God knows what the TTFF, whose financial affairs continue to be directed by their multi-portfolioed Special Adviser, FIFA Vice-president and Minister of Works and Transport Jack Warner, will now offer to the remaining 13 players. Or, better yet, what the players are actually worth.

And, the question has to be asked, would God share such information with the High Court? Either way, interested observers are strongly advised to have an accredited accountant on speed dial this February.
The TTFF ran up against their latest legal red light on November 15, 2010 when Court of Appeal Judge Rajendra Narine dismissed their request for a stay on the case, which is before Justice Rampersad, as well as on the decisions thus far made by him (Rampersad).

The TTFF, who are represented by English QC William Mc Cormick and local attorneys Om Lalla and Kelvin Ramkissoon, are appealing Justice Rampersad’s decision to uphold a 2008 ruling by the London-based Sport Dispute Resolution Panel (SDRP). It bears repeating that the SDRP was actually the arbitrator chosen in the first place by the football body after it baulked at paying out the requested monies when the World Cup players initially filed suit at the local High Court in 2007.

In layman’s terms, Warner’s team appears to be seeking consistently to buy time, striving with little or no regard for the clock to find a court that would provide an agreeable verdict, agreeable, that is, to the TTFF.
Like the High Court and SDRP before it, the Court of Appeal did not quite manage to meet the TTFF’s wishes.

The football body argued that, should their appeal prove successful, they would struggle to recover any payments made to the players-who are represented by British lawyer Michael Townley and local counterparts Dave De Peiza and George Hislop-as well as the “substantial legal costs and the expense of time and manpower” needed to bring their audited books to court.

The TTFF was concerned, too, about the “valuable judicial time and resources” that would go down the drain in showing 13 football players the money collected as a result of their on-field exploits.

To the chagrin of the TTFF, Justice Narine was decidedly unimpressed by both arguments. He ruled that the TTFF had failed to provide any evidence to suggest that the organization would be unable to recover payments made to the Warriors. And, more importantly, – more ominously seen from the perspective of the TTFF – he described the prognosis for a successful TTFF appeal as “not encouraging.”

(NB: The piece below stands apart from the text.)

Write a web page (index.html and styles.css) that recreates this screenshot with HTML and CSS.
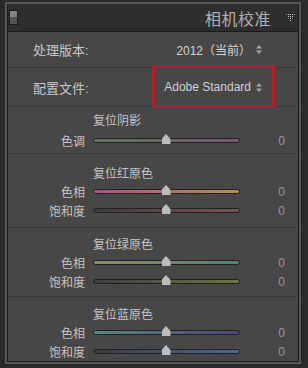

So, come February 17, the TTFF must return to stand and be heard before Justice Rampersad. The likelihood is that they will face the double indignity of having queries raised about the quality of their accounting as well as of being ordered to make an interim payment that could range between $20 and $44 million.

Initially, the TTFF claimed that revenue from the 2006 World Cup amounted to just over $18 million. Fortunately for the litigant Warriors, information released by the Trinidad and Tobago Government in accordance with the provisions of the Freedom of Information Act revealed an adjusted figure of nearly $174 million. It is a gap that will take some bridging, if not in strictly financial terms at least certainly as far as credibility goes.

Little wonder then that sources suggest the TTFF is actively pursuing a private settlement with the 13 persistent players whom Warner and TTFF General Secretary Richard Groden once publicly derided as “greedy mercenaries”.

FIFA has made little secret of its distaste for all courts and has thumbed its nose at political and legal systems all over the world. In tiny Trinidad and Tobago, 13 footballers are seemingly mere weeks away from lifting the veil of secrecy that has so far shrouded a member association which happens to have at its helm controversial FIFA Vice-president, Austin Jack Warner.

Whether it be from Andrew Jennings (Foul) or Valentino Singh (Upward Through the Night, From Zero to Hero and Legacy of the Soca Warriors) or from some other as yet undiscovered author with a grounding in accounting, you cannot but feel that this history is one for the books.